** DATA PROVIDED **
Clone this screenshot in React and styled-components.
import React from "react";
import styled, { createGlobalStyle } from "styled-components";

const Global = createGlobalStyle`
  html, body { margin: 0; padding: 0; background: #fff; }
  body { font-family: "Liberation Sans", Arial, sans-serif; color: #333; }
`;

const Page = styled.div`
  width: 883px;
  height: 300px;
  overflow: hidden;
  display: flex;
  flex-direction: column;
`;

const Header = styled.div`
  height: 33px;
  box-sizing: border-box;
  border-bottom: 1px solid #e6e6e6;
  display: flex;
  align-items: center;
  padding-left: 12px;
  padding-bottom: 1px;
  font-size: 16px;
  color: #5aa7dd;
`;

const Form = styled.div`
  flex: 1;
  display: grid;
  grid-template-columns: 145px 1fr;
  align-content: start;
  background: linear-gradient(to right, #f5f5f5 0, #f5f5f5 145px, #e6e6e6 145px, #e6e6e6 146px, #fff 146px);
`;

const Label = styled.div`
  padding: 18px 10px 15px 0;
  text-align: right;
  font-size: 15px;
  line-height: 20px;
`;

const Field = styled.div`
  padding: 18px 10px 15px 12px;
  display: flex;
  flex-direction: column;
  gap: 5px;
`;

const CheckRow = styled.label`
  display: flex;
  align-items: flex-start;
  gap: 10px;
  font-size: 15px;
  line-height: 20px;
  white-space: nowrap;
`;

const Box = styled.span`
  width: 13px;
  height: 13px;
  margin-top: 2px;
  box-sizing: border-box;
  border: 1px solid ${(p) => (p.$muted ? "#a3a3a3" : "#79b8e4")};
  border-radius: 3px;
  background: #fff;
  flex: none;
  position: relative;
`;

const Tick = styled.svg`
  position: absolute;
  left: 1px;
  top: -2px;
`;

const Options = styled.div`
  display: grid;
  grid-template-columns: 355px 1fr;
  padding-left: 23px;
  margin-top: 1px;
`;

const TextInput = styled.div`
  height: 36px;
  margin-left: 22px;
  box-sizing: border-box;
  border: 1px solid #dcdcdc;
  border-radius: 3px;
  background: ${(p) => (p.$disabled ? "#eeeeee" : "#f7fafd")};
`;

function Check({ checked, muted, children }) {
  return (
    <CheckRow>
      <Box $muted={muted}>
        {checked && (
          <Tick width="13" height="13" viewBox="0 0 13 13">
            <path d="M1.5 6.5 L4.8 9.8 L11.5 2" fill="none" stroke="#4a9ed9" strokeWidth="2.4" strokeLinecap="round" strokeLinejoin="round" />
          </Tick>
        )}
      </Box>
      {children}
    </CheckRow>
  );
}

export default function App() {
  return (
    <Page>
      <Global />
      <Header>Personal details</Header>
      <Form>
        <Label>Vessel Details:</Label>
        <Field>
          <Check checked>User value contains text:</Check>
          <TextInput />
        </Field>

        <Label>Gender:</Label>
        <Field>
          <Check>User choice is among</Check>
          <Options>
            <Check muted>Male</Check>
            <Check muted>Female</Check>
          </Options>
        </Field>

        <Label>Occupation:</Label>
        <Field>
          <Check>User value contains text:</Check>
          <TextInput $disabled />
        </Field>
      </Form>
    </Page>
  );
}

** EXERCISE BRIEF **
Go through the listing and copy all of it exactly.

** FULL SOLUTION **
Clone this screenshot in React and styled-components.
import React from "react";
import styled, { createGlobalStyle } from "styled-components";

const Global = createGlobalStyle`
  html, body { margin: 0; padding: 0; background: #fff; }
  body { font-family: "Liberation Sans", Arial, sans-serif; color: #333; }
`;

const Page = styled.div`
  width: 883px;
  height: 300px;
  overflow: hidden;
  display: flex;
  flex-direction: column;
`;

const Header = styled.div`
  height: 33px;
  box-sizing: border-box;
  border-bottom: 1px solid #e6e6e6;
  display: flex;
  align-items: center;
  padding-left: 12px;
  padding-bottom: 1px;
  font-size: 16px;
  color: #5aa7dd;
`;

const Form = styled.div`
  flex: 1;
  display: grid;
  grid-template-columns: 145px 1fr;
  align-content: start;
  background: linear-gradient(to right, #f5f5f5 0, #f5f5f5 145px, #e6e6e6 145px, #e6e6e6 146px, #fff 146px);
`;

const Label = styled.div`
  padding: 18px 10px 15px 0;
  text-align: right;
  font-size: 15px;
  line-height: 20px;
`;

const Field = styled.div`
  padding: 18px 10px 15px 12px;
  display: flex;
  flex-direction: column;
  gap: 5px;
`;

const CheckRow = styled.label`
  display: flex;
  align-items: flex-start;
  gap: 10px;
  font-size: 15px;
  line-height: 20px;
  white-space: nowrap;
`;

const Box = styled.span`
  width: 13px;
  height: 13px;
  margin-top: 2px;
  box-sizing: border-box;
  border: 1px solid ${(p) => (p.$muted ? "#a3a3a3" : "#79b8e4")};
  border-radius: 3px;
  background: #fff;
  flex: none;
  position: relative;
`;

const Tick = styled.svg`
  position: absolute;
  left: 1px;
  top: -2px;
`;

const Options = styled.div`
  display: grid;
  grid-template-columns: 355px 1fr;
  padding-left: 23px;
  margin-top: 1px;
`;

const TextInput = styled.div`
  height: 36px;
  margin-left: 22px;
  box-sizing: border-box;
  border: 1px solid #dcdcdc;
  border-radius: 3px;
  background: ${(p) => (p.$disabled ? "#eeeeee" : "#f7fafd")};
`;

function Check({ checked, muted, children }) {
  return (
    <CheckRow>
      <Box $muted={muted}>
        {checked && (
          <Tick width="13" height="13" viewBox="0 0 13 13">
            <path d="M1.5 6.5 L4.8 9.8 L11.5 2" fill="none" stroke="#4a9ed9" strokeWidth="2.4" strokeLinecap="round" strokeLinejoin="round" />
          </Tick>
        )}
      </Box>
      {children}
    </CheckRow>
  );
}

export default function App() {
  return (
    <Page>
      <Global />
      <Header>Personal details</Header>
      <Form>
        <Label>Vessel Details:</Label>
        <Field>
          <Check checked>User value contains text:</Check>
          <TextInput />
        </Field>

        <Label>Gender:</Label>
        <Field>
          <Check>User choice is among</Check>
          <Options>
            <Check muted>Male</Check>
            <Check muted>Female</Check>
          </Options>
        </Field>

        <Label>Occupation:</Label>
        <Field>
          <Check>User value contains text:</Check>
          <TextInput $disabled />
        </Field>
      </Form>
    </Page>
  );
}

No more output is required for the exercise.